NPD’s research into the usage habits of iPad owners comes up with the revelation that only 14 percent of early iPad owners have dropped their personal computer in favor of the new gadget. And that number is dropping, with just 12 percent of users who bought their tablet after the holiday season kicking their PC to the curb.
NPD makes the argument that while PC sales are down, the biggest spot for computers is in the sub-$500 laptop field that stands to lose the most to tablets. Such machines grew by 21 percent over the last quarter of 2010 and the first quarter of this year. Meanwhile, sales of Windows consumer notebooks over $500 dropped by 25 percent.
So, while NPD agrees that laptop sales are down, it suggests you shouldn’t point the finger at the iPad. Instead, the research firms suggest that PC sales simply aren’t succeeding in keeping pace with the halcyon days of computer refresh caused by the launch of Windows 7 and the emergence of the netbook as a powerful new category–two big factors that led to computer sales going through the roof.
In fact, the researcher says that 75 percent of those who purchased a tablet did not plan to buy any new technology over that timeframe, suggesting that “iPad sales added billions of dollars to the industry’s coffers after years of [average selling price] declines draining the market.” It’s hard to argue that the iPad probably does carry better margins than does the netbook–it is from Apple, after all.
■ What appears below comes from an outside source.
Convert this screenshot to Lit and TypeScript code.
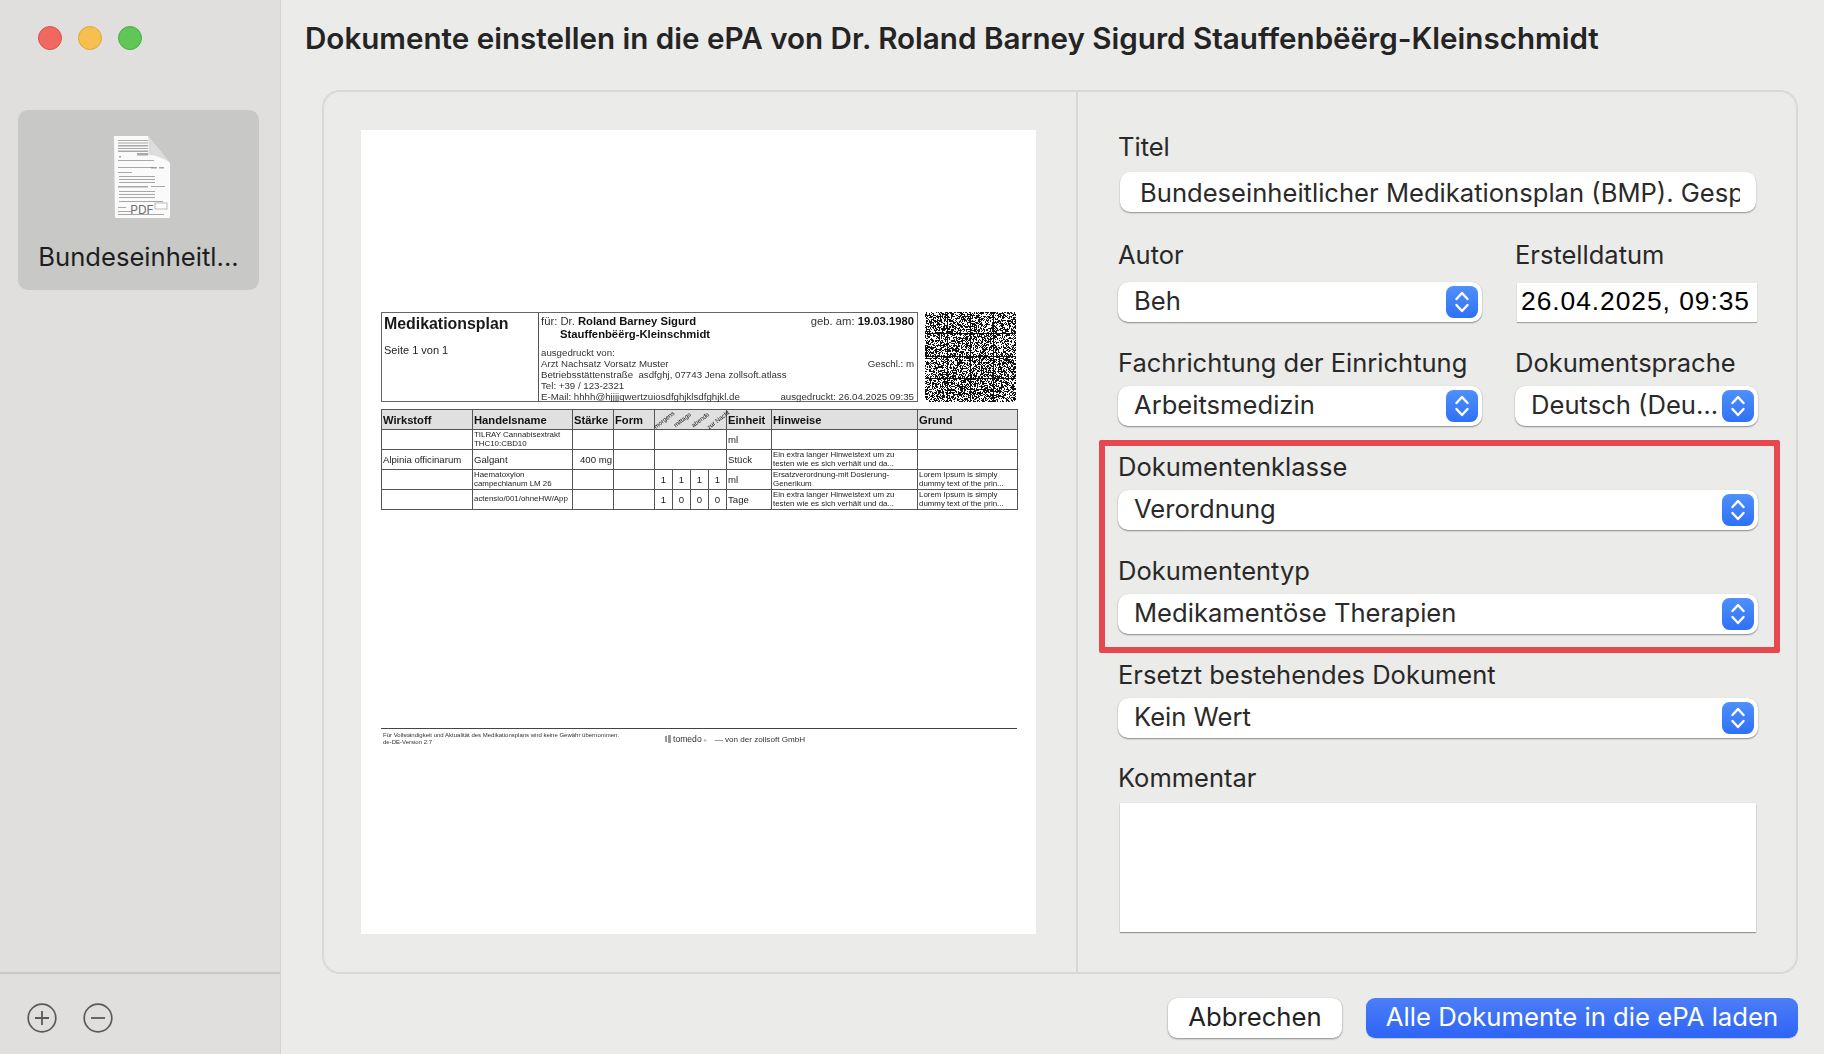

Other notes from the NPD study:
The vast majority of iPad buyers–83 percent– bought at least one accessory with their device, with cases the most popular. So clearly the iPad is following the trend set out by the iPod and the iPhone in terms of creating a broad economy for accessory-makers.
Consumers are largely just fine with Wi-Fi-only devices, and don’t really care for the additional expense of a 3G-enabled iPad.
And in light of that previous bullet, this one shouldn’t be a surprise: The base model, the $499 16 GB WiFi-only iPad, is by far the most popular model, accounting for almost one third of all iPad sales.
If you’re confused by these dueling findings of studies, don’t worry–so are the research firms conducting them. Just days after releasing the aforementioned study of iPad owners, NPD has released the findings of a similar study of Canadian tablet owners, arguing that “unlike its smartphone predecessor, the oft-gifted tablet seems to be less of a complementary device and more of a replacement device.”
“In fact, 65 percent of those who are planning to buy a tablet say that other devices will no longer be required,” the research firm wrote. They go on to note that e-book readers and smartphones are more frequently being ditched in favor of the tablet–but still, it’s a dramatic contrast from the U.S. study.